▶ [EXERCISE]: Only the lines from the start of the data below through the line that contains "import React from 'react'" are to be copied, exactly and without pictures.

▶ [TASK INPUT]:
= = =

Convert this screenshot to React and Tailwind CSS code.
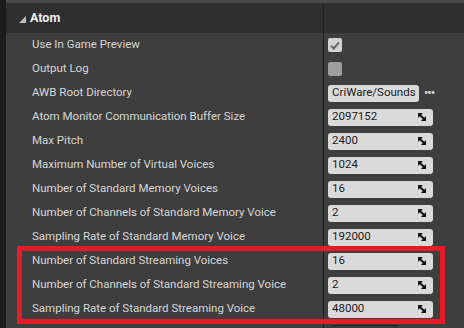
import React from 'react'

const rows = [
  { label: 'Use In Game Preview', kind: 'check', checked: true },
  { label: 'Output Log', kind: 'check', checked: false },
  { label: 'AWB Root Directory', kind: 'path', value: 'CriWare/Sounds' },
  { label: 'Atom Monitor Communication Buffer Size', kind: 'num', value: '2097152' },
  { label: 'Max Pitch', kind: 'num', value: '2400' },
  { label: 'Maximum Number of Virtual Voices', kind: 'num', value: '1024' },
  { label: 'Number of Standard Memory Voices', kind: 'num', value: '16' },
  { label: 'Number of Channels of Standard Memory Voice', kind: 'num', value: '2' },
  { label: 'Sampling Rate of Standard Memory Voice', kind: 'num', value: '192000' },
  { label: 'Number of Standard Streaming Voices', kind: 'num', value: '16' },
  { label: 'Number of Channels of Standard Streaming Voice', kind: 'num', value: '2' },
  { label: 'Sampling Rate of Standard Streaming Voice', kind: 'num', value: '48000' }
]

function SpinIcon () {
  return (
    <svg width="8" height="8" viewBox="0 0 8 8" className="shrink-0">
      <path d="M0 0 L5 0 L0 5 Z" fill="#111" />
      <path d="M8 8 L3 8 L8 3 Z" fill="#111" />
      <path d="M1 1 L7 7" stroke="#111" strokeWidth="2" />
    </svg>
  )
}

function Value ({ row }) {
  if (row.kind === 'check') {
    return (
      <div className={`w-[14px] h-[14px] rounded-[2px] flex items-center justify-center ${row.checked ? 'bg-[#d2d2d2]' : 'bg-[#9e9e9e]'}`}>
        {row.checked && (
          <svg width="10" height="9" viewBox="0 0 10 9">
            <path d="M1 4.8 L3.8 7.4 L9 1.4" stroke="#6a6a6a" strokeWidth="2.2" fill="none" />
          </svg>
        )}
      </div>
    )
  }
  if (row.kind === 'path') {
    return (
      <div className="flex items-center">
        <div className="h-[17px] w-[91px] rounded-[3px] bg-[#dadada] flex items-center px-[4px] text-[11.5px] text-[#1a1a1a] whitespace-nowrap">
          {row.value}
        </div>
        <span className="ml-[5px] text-[12px] font-bold text-[#d8d8d8] leading-none tracking-[-1px]">•••</span>
      </div>
    )
  }
  return (
    <div className="h-[17px] w-[105px] rounded-[3px] bg-[#dadada] flex items-center justify-between pl-[4px] pr-[7px] text-[11.5px] text-[#1a1a1a]">
      <span>{row.value}</span>
      <SpinIcon />
    </div>
  )
}

export default function App () {
  return (
    <div className="relative w-[464px] h-[328px] overflow-hidden flex bg-[#3e3e3e]" style={{ fontFamily: 'Roboto, "Liberation Sans", sans-serif' }}>
      <div className="w-[6px] shrink-0 bg-[#1c1c1c]" />
      <div className="flex-1 flex flex-col">
        <div className="h-[3px] shrink-0 bg-[#4a4a4a]" />
        <div className="h-[30px] shrink-0 flex bg-[#2f2f2f]">
          <div className="w-[318px] flex items-center pl-[13px] border-r border-[#1f1f1f]">
            <svg width="7" height="7" viewBox="0 0 7 7" className="mr-[4px] mt-[2px]">
              <path d="M7 0 L7 7 L0 7 Z" fill="#bdbdbd" />
            </svg>
            <span className="text-[12.5px] font-bold text-[#f0f0f0]">Atom</span>
          </div>
        </div>
        {rows.map(row => (
          <div key={row.label} className="h-[24px] flex shrink-0">
            <div className="w-[318px] flex items-center pl-[26px] border-r border-[#1f1f1f] text-[11.5px] text-[#d6d6d6]">
              {row.label}
            </div>
            <div className="flex-1 flex items-center pl-[4px]">
              <Value row={row} />
            </div>
          </div>
        ))}
        <div className="flex-1 flex">
          <div className="w-[318px] border-r border-[#1f1f1f]" />
          <div className="flex-1 pl-[8px] pt-[4px]">
            <div className="w-[66px] h-[4px] border-t border-[#222] bg-[#3a3a3a]" />
          </div>
        </div>
      </div>
      <div className="absolute left-[17px] top-[246px] w-[428px] h-[78px] border-[5px] border-[#e41e26]" />
    </div>
  )
}
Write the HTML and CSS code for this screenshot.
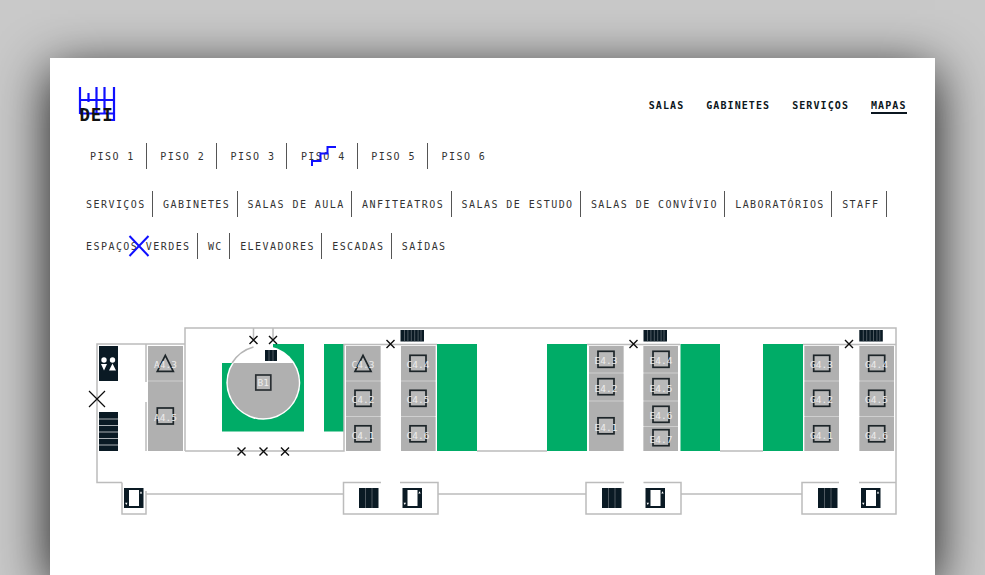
FILE: index.html
```html
<!DOCTYPE html>
<html lang="pt">
<head>
<meta charset="utf-8">
<title>DEI - Mapas</title>
<link rel="stylesheet" href="styles.css">
</head>
<body>
<main class="card">
  <header class="top">
    <svg class="logo" width="38" height="36" viewBox="78 86 38 36">
      <path class="logo-grid" d="M80 87V114M88.500 93V102M96.500 87V114M104.500 87V114M114 87V121M80 100H114M80 113.500H114M104 120H114"/>
      <text class="logo-text" x="79.500" y="121">DEI</text>
    </svg>
    <nav class="main-nav">
      <a>SALAS</a><a>GABINETES</a><a>SERVIÇOS</a><a class="active">MAPAS</a>
    </nav>
  </header>

  <ul class="floors">
    <li>PISO 1</li><li>PISO 2</li><li>PISO 3</li><li class="floor-current">PISO 4
      <svg class="mark-stairs" width="26" height="22" viewBox="0 0 26 22"><path d="M1 20V15H9.500V7.500H16.500V1H25"/></svg></li><li>PISO 5</li><li class="no-sep">PISO 6</li>
  </ul>

  <ul class="filters">
    <li>SERVIÇOS</li><li>GABINETES</li><li>SALAS DE AULA</li><li>ANFITEATROS</li><li>SALAS DE ESTUDO</li><li>SALAS DE CONVÍVIO</li><li>LABORATÓRIOS</li><li>STAFF</li>
  </ul>
  <ul class="filters">
    <li class="filter-green">ESPAÇOS VERDES
      <svg class="mark-x" width="22" height="22" viewBox="0 0 22 22"><path d="M1.500 21L20.500 1M1.500 1L20.500 21"/></svg></li><li>WC</li><li>ELEVADORES</li><li>ESCADAS</li><li class="no-sep">SAÍDAS</li>
  </ul>

  <svg class="map" width="820" height="200" viewBox="85 320 820 200">
    <defs>
      <g id="ico-lift">
        <rect class="dark" width="19.500" height="20"/>
        <rect class="white" x="5" y="2" width="10" height="16"/>
        <path class="white" d="M15.800 5.500L17 3.300L18.200 5.500ZM1.100 14.800H3.500L2.300 17Z"/>
      </g>
      <g id="ico-stair3">
        <rect class="dark" width="19.500" height="20"/>
        <path class="thin" d="M6.500 0V20M13 0V20"/>
      </g>
      <g id="ico-stair7">
        <rect class="dark" width="23.500" height="11.500"/>
        <path class="thin" d="M4 0V11.500M7.400 0V11.500M10.800 0V11.500M14.200 0V11.500M17.600 0V11.500M20.500 0V11.500"/>
      </g>
      <path id="ico-x" class="x" d="M-4 -4L4 4M-4 4L4 -4"/>
      <rect id="ico-sq" class="room-ico" x="-8" y="-8" width="16" height="16"/>
      <path id="ico-tri" class="room-ico" d="M0 -8L8 8H-8Z"/>
    </defs>

    <!-- green areas -->
    <rect class="green" x="222" y="363" width="82" height="68.500"/>
    <rect class="green" x="273" y="344" width="31" height="20"/>
    <rect class="green" x="324" y="344" width="20" height="87.500"/>
    <rect class="green" x="437" y="344" width="40" height="107"/>
    <rect class="green" x="547" y="344" width="40" height="107"/>
    <rect class="green" x="680.500" y="344" width="39.500" height="107"/>
    <rect class="green" x="763" y="344" width="40" height="107"/>

    <!-- walls -->
    <path class="wall" d="M122 482.500H97V344H185M185 451V328H896V514H802V482.500H839M859 482.500H896"/>
    <path class="wall" d="M146 344V382M146 402V451"/>
    <path class="wall" d="M185 451H344V344.500H437M477 451H547M587 344.500H680M720 451H763M803 344.500H896"/>
    <path class="wall" d="M253.500 328V340M273 328V340"/>
    <path class="wall" d="M122 482.500V514H146V491M146 494H343.500"/>
    <path class="wall" d="M381 482.500H343.500V514H438V482.500H400"/>
    <path class="wall" d="M438 494H586M624 482.500H586V514H681V482.500H643.500M681 494H802"/>

    <!-- atrium -->
    <circle class="atrium-white" cx="263.300" cy="382.700" r="37"/>
    <path class="atrium-gray" d="M233.800 363H292.800A35.500 35.500 0 1 1 233.800 363Z"/>
    <path class="wall-thin" d="M232 363A37 37 0 0 1 253.500 347"/>
    <rect x="265" y="350" width="12" height="11" class="dark"/>
    <path class="thin" d="M269 350V361M273 350V361"/>
    <rect class="b1-box" x="255.800" y="375" width="15" height="15"/>
    <text class="label" x="263.300" y="385.500">B1</text>

    <!-- rooms -->
    <g class="rooms">
      <rect x="99" y="346" width="19" height="35" class="dark"/>
      <rect x="99" y="412" width="19" height="39" class="dark"/>
      <path class="thin-strong" d="M99 419H118M99 425.500H118M99 432H118M99 438.500H118M99 445H118"/>
      <circle class="white" cx="104" cy="360" r="2.700"/>
      <circle class="white" cx="112.500" cy="360" r="2.700"/>
      <path class="white" d="M101 364H107L104 370.500ZM112.500 363.500L116 370.500H109Z"/>

      <rect x="148" y="346" width="35" height="105" class="room-gap"/>
      <rect x="346" y="346" width="34.500" height="105" class="room-gap"/>
      <rect x="401" y="346" width="34.500" height="105" class="room-gap"/>
      <rect x="589" y="346" width="34.500" height="105" class="room-gap"/>
      <rect x="643.500" y="346" width="34.500" height="105" class="room-gap"/>
      <rect x="804.500" y="346" width="34.500" height="105" class="room-gap"/>
      <rect x="859.500" y="346" width="34.500" height="105" class="room-gap"/>

      <rect x="148" y="346" width="35" height="34.500" class="room"/>
      <rect x="148" y="381.500" width="35" height="69.500" class="room"/>

      <rect x="346" y="346" width="34.500" height="34.500" class="room"/>
      <rect x="346" y="381.500" width="34.500" height="34.500" class="room"/>
      <rect x="346" y="417" width="34.500" height="34" class="room"/>
      <rect x="401" y="346" width="34.500" height="34.500" class="room"/>
      <rect x="401" y="381.500" width="34.500" height="34.500" class="room"/>
      <rect x="401" y="417" width="34.500" height="34" class="room"/>

      <rect x="589" y="346" width="34.500" height="26.500" class="room"/>
      <rect x="589" y="373.500" width="34.500" height="27" class="room"/>
      <rect x="589" y="401.500" width="34.500" height="49.500" class="room"/>
      <rect x="643.500" y="346" width="34.500" height="26.500" class="room"/>
      <rect x="643.500" y="373.500" width="34.500" height="27" class="room"/>
      <rect x="643.500" y="401.500" width="34.500" height="24.500" class="room"/>
      <rect x="643.500" y="427" width="34.500" height="24" class="room"/>

      <rect x="804.500" y="346" width="34.500" height="34.500" class="room"/>
      <rect x="804.500" y="381.500" width="34.500" height="34.500" class="room"/>
      <rect x="804.500" y="417" width="34.500" height="34" class="room"/>
      <rect x="859.500" y="346" width="34.500" height="34.500" class="room"/>
      <rect x="859.500" y="381.500" width="34.500" height="34.500" class="room"/>
      <rect x="859.500" y="417" width="34.500" height="34" class="room"/>
    </g>

    <!-- room icons -->
    <use href="#ico-tri" x="165.300" y="363.300"/>
    <use href="#ico-sq" x="165.300" y="416"/>
    <use href="#ico-tri" x="363" y="363.300"/>
    <use href="#ico-sq" x="363" y="398.300"/>
    <use href="#ico-sq" x="363" y="433.800"/>
    <use href="#ico-sq" x="418" y="363.300"/>
    <use href="#ico-sq" x="418" y="398.300"/>
    <use href="#ico-sq" x="418" y="433.800"/>
    <use href="#ico-sq" x="606" y="359.300"/>
    <use href="#ico-sq" x="606" y="386.700"/>
    <use href="#ico-sq" x="606" y="425.800"/>
    <use href="#ico-sq" x="661" y="359.300"/>
    <use href="#ico-sq" x="661" y="386.700"/>
    <use href="#ico-sq" x="661" y="414.300"/>
    <use href="#ico-sq" x="661" y="437.700"/>
    <use href="#ico-sq" x="821.700" y="363.300"/>
    <use href="#ico-sq" x="821.700" y="398.300"/>
    <use href="#ico-sq" x="821.700" y="433.800"/>
    <use href="#ico-sq" x="876.700" y="363.300"/>
    <use href="#ico-sq" x="876.700" y="398.300"/>
    <use href="#ico-sq" x="876.700" y="433.800"/>

    <!-- room labels -->
    <text class="label" x="165.500" y="368">A4.3</text>
    <text class="label" x="165.500" y="420.500">A4.5</text>
    <text class="label" x="363" y="368">C4.3</text>
    <text class="label" x="363" y="403">C4.2</text>
    <text class="label" x="363" y="438.500">C4.1</text>
    <text class="label" x="418" y="368">C4.4</text>
    <text class="label" x="418" y="403">C4.5</text>
    <text class="label" x="418" y="438.500">C4.6</text>
    <text class="label" x="606" y="364">E4.3</text>
    <text class="label" x="606" y="391.500">E4.2</text>
    <text class="label" x="606" y="430.500">E4.1</text>
    <text class="label" x="661" y="364">E4.4</text>
    <text class="label" x="661" y="391.500">E4.5</text>
    <text class="label" x="661" y="419">E4.6</text>
    <text class="label" x="661" y="442.500">E4.7</text>
    <text class="label" x="821.500" y="368">G4.3</text>
    <text class="label" x="821.500" y="403">G4.2</text>
    <text class="label" x="821.500" y="438.500">G4.1</text>
    <text class="label" x="876.500" y="368">G4.4</text>
    <text class="label" x="876.500" y="403">G4.5</text>
    <text class="label" x="876.500" y="438.500">G4.6</text>

    <!-- exits -->
    <use href="#ico-x" x="253.500" y="340"/>
    <use href="#ico-x" x="273" y="340"/>
    <use href="#ico-x" x="241.500" y="451.500"/>
    <use href="#ico-x" x="263.500" y="451.500"/>
    <use href="#ico-x" x="285" y="451.500"/>
    <use href="#ico-x" x="390.500" y="344"/>
    <use href="#ico-x" x="633.500" y="344"/>
    <use href="#ico-x" x="849" y="344"/>
    <path class="x-big" d="M89 391L105 407M89 407L105 391"/>

    <!-- stairs and lifts -->
    <use href="#ico-stair7" x="400.500" y="330"/>
    <use href="#ico-stair7" x="643.500" y="330"/>
    <use href="#ico-stair7" x="859.300" y="330"/>
    <use href="#ico-lift" x="124" y="488"/>
    <use href="#ico-stair3" x="359" y="488"/>
    <use href="#ico-lift" x="402.500" y="488"/>
    <use href="#ico-stair3" x="602" y="488"/>
    <use href="#ico-lift" x="645.500" y="488"/>
    <use href="#ico-stair3" x="818" y="488"/>
    <use href="#ico-lift" x="861" y="488"/>
  </svg>
</main>
</body>
</html>
```
FILE: styles.css
```css
* { box-sizing: border-box; }

html, body {
  margin: 0;
  height: 100%;
}

body {
  background: #c9c9c9;
  overflow: hidden;
  padding: 58px 50px 0;
  font-family: "DejaVu Sans Mono", monospace;
}

.card {
  background: #fff;
  width: 885px;
  height: 517px;
  box-shadow: 0 13px 50px rgba(0, 0, 0, 0.9);
  padding: 28px 28.500px 0 28px;
}

.top {
  display: flex;
  justify-content: space-between;
  align-items: flex-start;
  height: 37px;
}

.logo { display: block; overflow: visible; }
.logo-grid { fill: none; stroke: #1010ff; stroke-width: 2.200; }
.logo-text {
  font: 700 17.500px "DejaVu Sans Mono", monospace;
  letter-spacing: 0.800px;
  fill: #111;
}

.main-nav {
  display: flex;
  gap: 22px;
  padding: 14px 0 0;
}

.main-nav a {
  font-size: 10px;
  font-weight: 700;
  letter-spacing: 1.080px;
  line-height: 12px;
  color: #0b1620;
  height: 13px;
}

.main-nav a.active {
  height: 11.500px;
  border-bottom: 2px solid #0b1620;
  box-sizing: content-box;
}

ul { list-style: none; margin: 0; padding: 0; display: flex; }

.floors {
  margin: 20px 0 0 -1.500px;
}

.floors li,
.filters li {
  position: relative;
  font-size: 10px;
  letter-spacing: 1.450px;
  line-height: 28px;
  height: 26px;
  color: #333;
  border-right: 1px solid #555;
  white-space: nowrap;
}

.floors li {
  padding: 0 0 0 13.500px;
  width: 70.300px;
}

.filters {
  margin-top: 15.500px;
  margin-left: -2px;
}

.floors + .filters { margin-top: 22px; }

.filters li { padding: 0 6.300px 0 10px; }

.floors li.no-sep,
.filters li.no-sep { border-right: 0; }

.mark-stairs,
.mark-x {
  position: absolute;
  fill: none;
  stroke: #1010ff;
  stroke-width: 2;
}

.mark-stairs { left: 24px; top: 3px; }
.mark-x { left: 52px; top: 2px; }

.map {
  display: block;
  margin: 61.500px 0 0 7px;
  overflow: visible;
}

.green { fill: #00ac67; }
.wall { fill: none; stroke: #bcbcbc; stroke-width: 1.500; }
.wall-thin { fill: none; stroke: #b5b5b5; stroke-width: 1.500; }
.dark { fill: #0a1a24; }
.white { fill: #fff; }
.thin { stroke: #6d767c; stroke-width: 0.700; fill: none; }
.thin-strong { stroke: #a9aeb2; stroke-width: 1; fill: none; }
.room { fill: #b0b0b0; }
.room-gap { fill: #cfcfcf; }
.room-ico { fill: #b9b9b9; stroke: #1d2529; stroke-width: 1.700; }
.b1-box { fill: #b9b9b9; stroke: #2a2f33; stroke-width: 1.700; }
.atrium-white { fill: #fff; }
.atrium-gray { fill: #b0b0b0; }

.label {
  font: 9.500px "DejaVu Sans Mono", monospace;
  fill: #ececec;
  text-anchor: middle;
}

.x { fill: none; stroke: #0c0c0c; stroke-width: 1.400; }
.x-big { fill: none; stroke: #0c0c0c; stroke-width: 1.200; }
```
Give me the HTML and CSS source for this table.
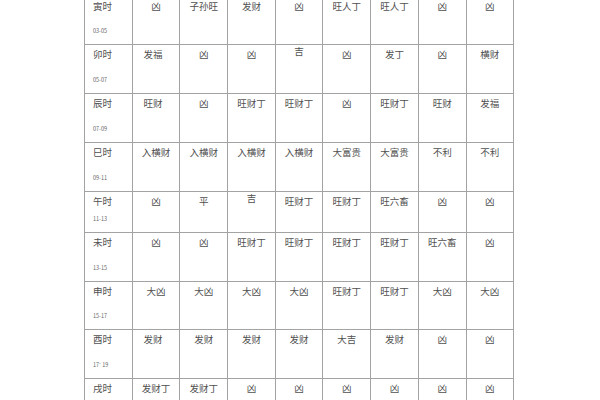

= = =

▶ [TASK RESPONSE]:
Convert this screenshot to React and Tailwind CSS code.
import React from 'react'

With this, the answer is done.